L’impératrice Marie-Thérèse ne partageait ni l’allégresse, ni les illusions de son fils. Elle vieillissait entourée de casuistes, de confesseurs et de directeurs de conscience, tourmentée de remords au souvenir des iniquités commises dans l’affaire de Pologne, assaillie de terreurs à l’idée que, peut-être, elle verrait couler de nouveau, avant de comparaître au tribunal suprême, un sang dont elle répondrait devant Dieu. Car elle avait, du premier jour, trop nettement aperçu les complications, les dangers, que provoquerait inévitablement la politique téméraire de Joseph. « L’électeur de Bavière vient de mourir, avait-elle écrit à Mercy sur la première nouvelle[2], événement bien fatal et auquel j’ai toujours souhaité de ne pas survivre.

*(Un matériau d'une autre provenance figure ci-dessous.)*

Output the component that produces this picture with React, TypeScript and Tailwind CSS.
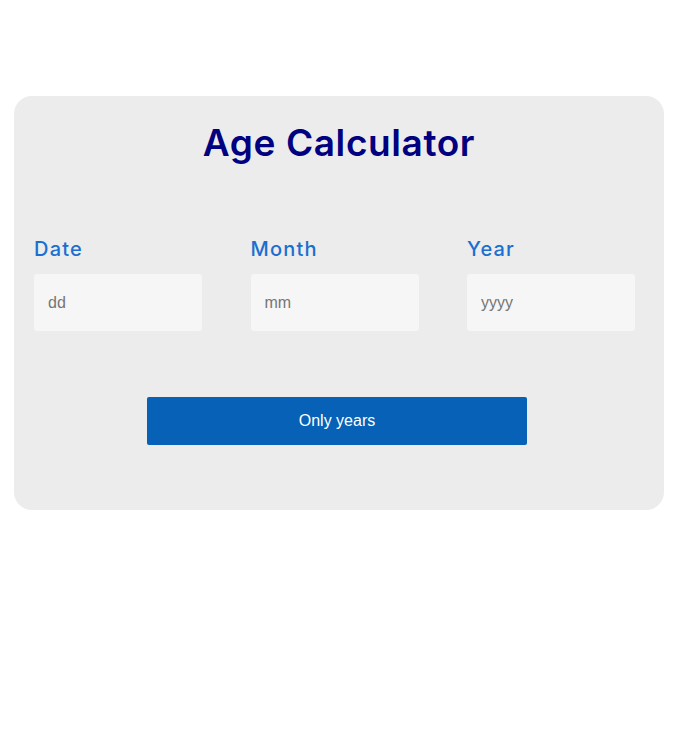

Le roi de Prusse ne laissera sûrement pas de s’opposer à nos vœux d’agrandissement et de tâcher de nous enlever la France, où il a nombre de partisans… Je serais inconsolable de voir s’écrouler tout notre système vis-à-vis de la France, par des troubles occasionnés par des différends sur la succession de Bavière ! »


La vieille souveraine y voyait clair. Toutes les appréhensions exprimées dans ces lignes allaient se réaliser point par point. Louis XVI, surpris de la brusque entreprise tentée par

  1. Lettre du 31 janvier 1778. — Correspondance publiée pur Flammermont.
  2. Lettre du 4 janvier 1778. — Correspondance publiée par d’Arneth.